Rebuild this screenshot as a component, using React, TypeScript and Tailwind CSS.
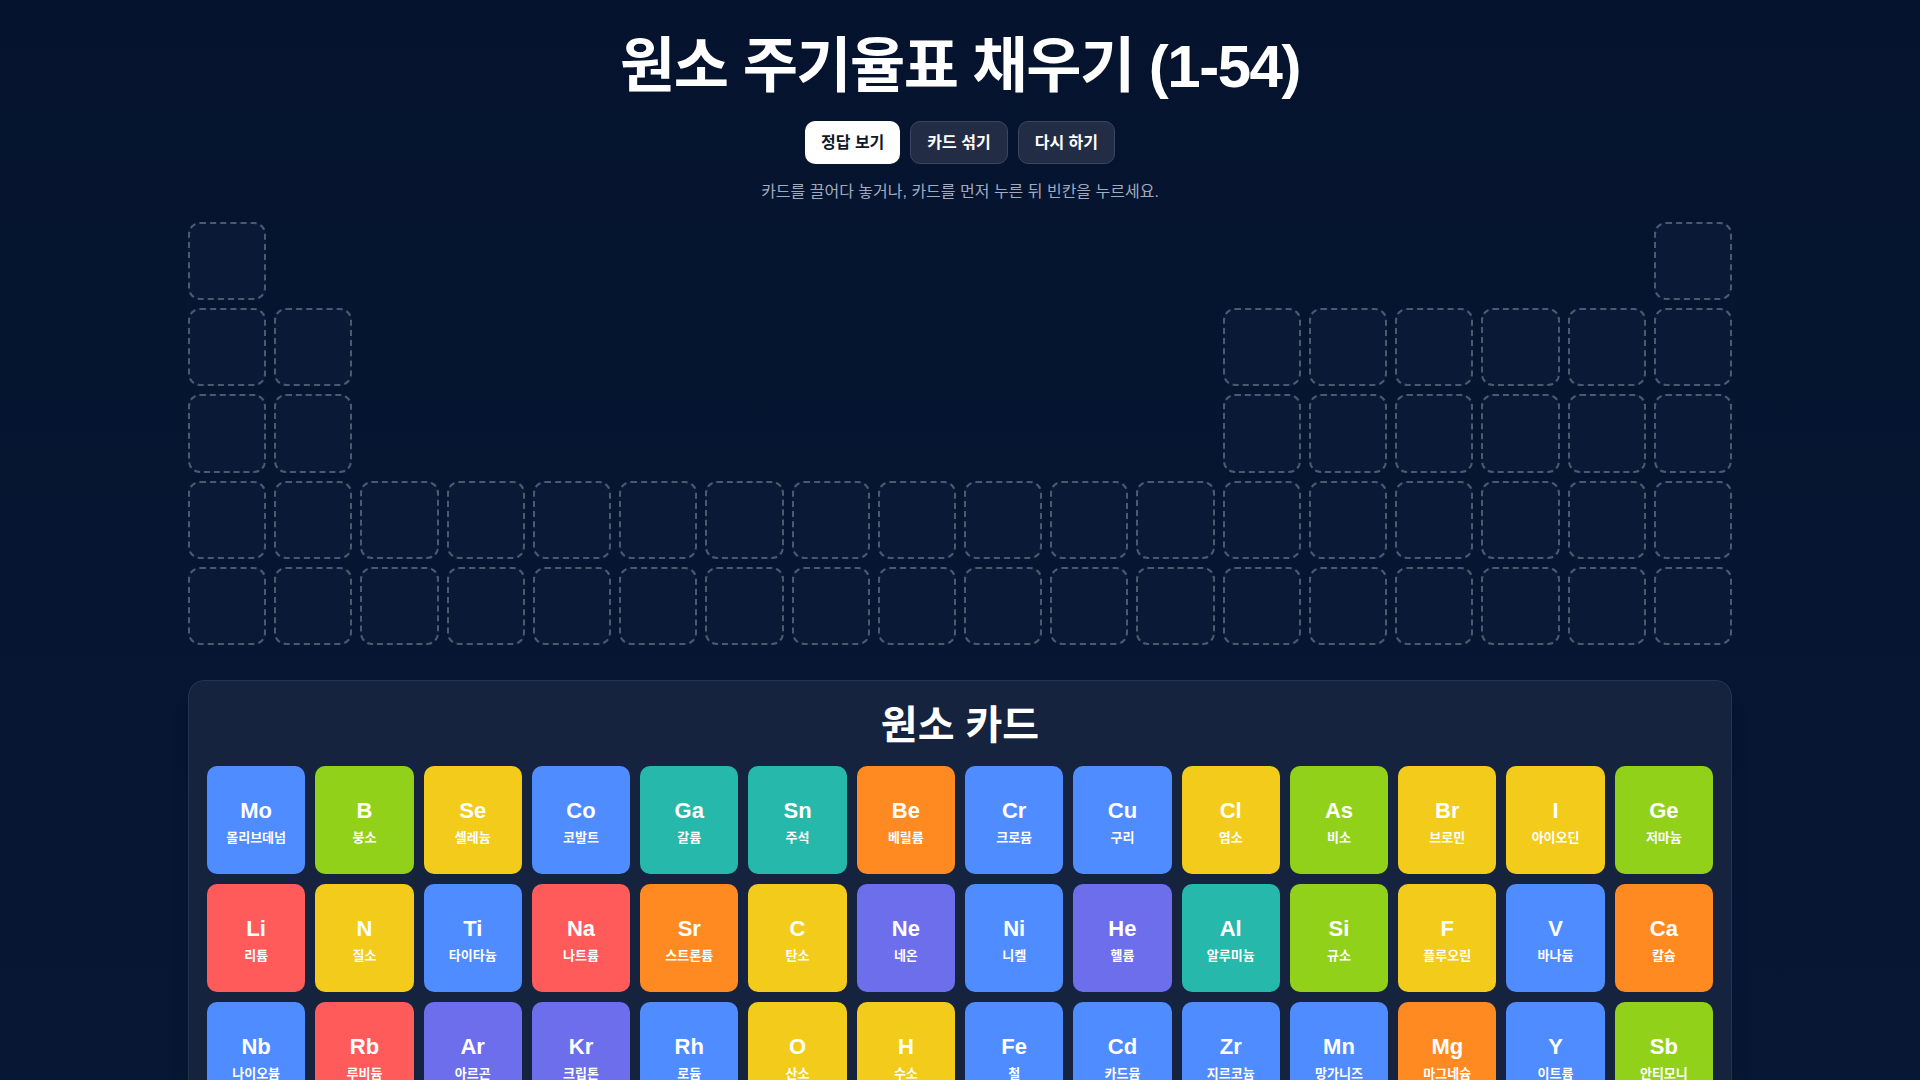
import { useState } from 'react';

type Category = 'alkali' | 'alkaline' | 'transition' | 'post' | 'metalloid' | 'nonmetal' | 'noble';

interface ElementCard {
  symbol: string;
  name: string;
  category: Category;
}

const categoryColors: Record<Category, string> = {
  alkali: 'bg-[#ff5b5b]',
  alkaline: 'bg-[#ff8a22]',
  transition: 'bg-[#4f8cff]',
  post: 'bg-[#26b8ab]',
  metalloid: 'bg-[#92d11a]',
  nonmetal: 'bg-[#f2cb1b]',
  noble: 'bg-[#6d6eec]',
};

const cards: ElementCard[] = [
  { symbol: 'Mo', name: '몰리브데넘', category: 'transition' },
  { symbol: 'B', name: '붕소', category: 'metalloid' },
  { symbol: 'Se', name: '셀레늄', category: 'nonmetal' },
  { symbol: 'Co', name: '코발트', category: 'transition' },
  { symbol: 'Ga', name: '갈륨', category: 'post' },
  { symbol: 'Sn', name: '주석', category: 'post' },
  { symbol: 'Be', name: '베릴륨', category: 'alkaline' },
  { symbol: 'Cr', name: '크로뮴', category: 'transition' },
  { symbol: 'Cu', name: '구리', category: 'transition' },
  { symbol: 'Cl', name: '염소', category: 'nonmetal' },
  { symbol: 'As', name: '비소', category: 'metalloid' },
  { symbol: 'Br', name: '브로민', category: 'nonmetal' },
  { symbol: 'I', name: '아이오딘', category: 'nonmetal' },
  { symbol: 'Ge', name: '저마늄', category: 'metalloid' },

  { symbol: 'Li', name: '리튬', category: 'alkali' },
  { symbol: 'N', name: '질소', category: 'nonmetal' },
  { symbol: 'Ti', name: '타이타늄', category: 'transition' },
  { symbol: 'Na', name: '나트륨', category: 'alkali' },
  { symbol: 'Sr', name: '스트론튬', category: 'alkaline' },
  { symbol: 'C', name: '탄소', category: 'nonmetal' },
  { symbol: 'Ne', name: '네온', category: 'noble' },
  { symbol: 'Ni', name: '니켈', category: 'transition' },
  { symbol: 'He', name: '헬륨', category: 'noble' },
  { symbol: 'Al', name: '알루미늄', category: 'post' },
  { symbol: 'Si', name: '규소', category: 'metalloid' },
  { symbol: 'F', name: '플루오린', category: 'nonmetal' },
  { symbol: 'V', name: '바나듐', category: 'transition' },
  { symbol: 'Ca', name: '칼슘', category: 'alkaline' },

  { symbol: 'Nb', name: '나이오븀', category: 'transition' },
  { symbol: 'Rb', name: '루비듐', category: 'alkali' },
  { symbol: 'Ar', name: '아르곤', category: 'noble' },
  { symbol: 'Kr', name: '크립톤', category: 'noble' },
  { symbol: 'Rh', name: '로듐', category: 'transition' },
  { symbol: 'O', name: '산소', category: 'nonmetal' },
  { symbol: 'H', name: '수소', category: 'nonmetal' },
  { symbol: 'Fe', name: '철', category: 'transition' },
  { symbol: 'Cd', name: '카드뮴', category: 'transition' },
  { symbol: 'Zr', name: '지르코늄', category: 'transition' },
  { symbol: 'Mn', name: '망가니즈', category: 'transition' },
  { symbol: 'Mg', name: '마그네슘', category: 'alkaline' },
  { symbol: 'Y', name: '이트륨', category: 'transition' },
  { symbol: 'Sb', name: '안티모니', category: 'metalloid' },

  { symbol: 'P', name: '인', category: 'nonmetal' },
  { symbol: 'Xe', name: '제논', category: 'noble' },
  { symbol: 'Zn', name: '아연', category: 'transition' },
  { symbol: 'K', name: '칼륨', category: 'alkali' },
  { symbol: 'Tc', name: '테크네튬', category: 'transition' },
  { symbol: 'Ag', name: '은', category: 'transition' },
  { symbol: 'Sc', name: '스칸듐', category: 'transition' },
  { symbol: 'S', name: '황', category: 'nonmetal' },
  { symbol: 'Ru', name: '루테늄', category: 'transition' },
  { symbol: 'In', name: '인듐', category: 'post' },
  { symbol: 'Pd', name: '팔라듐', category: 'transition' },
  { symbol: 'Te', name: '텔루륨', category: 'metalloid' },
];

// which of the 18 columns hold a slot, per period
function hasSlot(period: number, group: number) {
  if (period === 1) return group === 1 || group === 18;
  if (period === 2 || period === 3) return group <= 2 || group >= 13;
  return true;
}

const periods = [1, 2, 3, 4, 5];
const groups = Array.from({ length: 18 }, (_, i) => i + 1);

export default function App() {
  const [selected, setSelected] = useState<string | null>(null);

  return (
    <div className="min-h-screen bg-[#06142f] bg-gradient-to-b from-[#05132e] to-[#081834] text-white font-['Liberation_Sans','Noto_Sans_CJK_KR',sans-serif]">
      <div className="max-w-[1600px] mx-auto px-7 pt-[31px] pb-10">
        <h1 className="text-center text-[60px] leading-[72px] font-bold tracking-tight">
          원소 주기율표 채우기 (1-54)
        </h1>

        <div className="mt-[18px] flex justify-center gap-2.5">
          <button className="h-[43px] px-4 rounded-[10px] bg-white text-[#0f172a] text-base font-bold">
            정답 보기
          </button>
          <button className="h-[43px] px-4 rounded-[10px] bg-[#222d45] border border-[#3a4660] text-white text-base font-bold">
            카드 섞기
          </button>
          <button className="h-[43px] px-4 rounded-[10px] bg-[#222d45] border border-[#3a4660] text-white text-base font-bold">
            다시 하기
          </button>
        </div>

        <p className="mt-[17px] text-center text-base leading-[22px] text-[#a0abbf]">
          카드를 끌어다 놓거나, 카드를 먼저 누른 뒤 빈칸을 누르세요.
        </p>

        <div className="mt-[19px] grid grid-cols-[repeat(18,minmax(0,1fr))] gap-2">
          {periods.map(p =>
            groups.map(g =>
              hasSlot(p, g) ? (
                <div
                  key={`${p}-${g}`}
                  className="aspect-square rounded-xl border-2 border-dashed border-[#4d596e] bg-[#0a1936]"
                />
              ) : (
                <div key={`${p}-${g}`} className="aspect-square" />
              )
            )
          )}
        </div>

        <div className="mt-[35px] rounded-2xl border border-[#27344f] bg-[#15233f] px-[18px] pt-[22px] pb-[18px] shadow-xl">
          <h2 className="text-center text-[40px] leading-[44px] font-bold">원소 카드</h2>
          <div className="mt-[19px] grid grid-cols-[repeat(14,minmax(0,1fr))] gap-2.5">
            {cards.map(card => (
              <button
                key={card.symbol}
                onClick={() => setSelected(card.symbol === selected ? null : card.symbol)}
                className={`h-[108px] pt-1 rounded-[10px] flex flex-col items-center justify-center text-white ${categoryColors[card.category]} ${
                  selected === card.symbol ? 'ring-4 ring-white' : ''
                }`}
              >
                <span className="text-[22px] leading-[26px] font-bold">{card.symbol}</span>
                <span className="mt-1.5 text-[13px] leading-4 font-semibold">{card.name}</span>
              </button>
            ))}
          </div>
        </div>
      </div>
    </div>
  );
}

^^^^

Return exactly what appears from the opening line of the material through the line with "name: '저마늄', category: 'metalloid'", apart from the pictures.

Rebuild this screenshot as a component, using React, TypeScript and Tailwind CSS.
import { useState } from 'react';

type Category = 'alkali' | 'alkaline' | 'transition' | 'post' | 'metalloid' | 'nonmetal' | 'noble';

interface ElementCard {
  symbol: string;
  name: string;
  category: Category;
}

const categoryColors: Record<Category, string> = {
  alkali: 'bg-[#ff5b5b]',
  alkaline: 'bg-[#ff8a22]',
  transition: 'bg-[#4f8cff]',
  post: 'bg-[#26b8ab]',
  metalloid: 'bg-[#92d11a]',
  nonmetal: 'bg-[#f2cb1b]',
  noble: 'bg-[#6d6eec]',
};

const cards: ElementCard[] = [
  { symbol: 'Mo', name: '몰리브데넘', category: 'transition' },
  { symbol: 'B', name: '붕소', category: 'metalloid' },
  { symbol: 'Se', name: '셀레늄', category: 'nonmetal' },
  { symbol: 'Co', name: '코발트', category: 'transition' },
  { symbol: 'Ga', name: '갈륨', category: 'post' },
  { symbol: 'Sn', name: '주석', category: 'post' },
  { symbol: 'Be', name: '베릴륨', category: 'alkaline' },
  { symbol: 'Cr', name: '크로뮴', category: 'transition' },
  { symbol: 'Cu', name: '구리', category: 'transition' },
  { symbol: 'Cl', name: '염소', category: 'nonmetal' },
  { symbol: 'As', name: '비소', category: 'metalloid' },
  { symbol: 'Br', name: '브로민', category: 'nonmetal' },
  { symbol: 'I', name: '아이오딘', category: 'nonmetal' },
  { symbol: 'Ge', name: '저마늄', category: 'metalloid' },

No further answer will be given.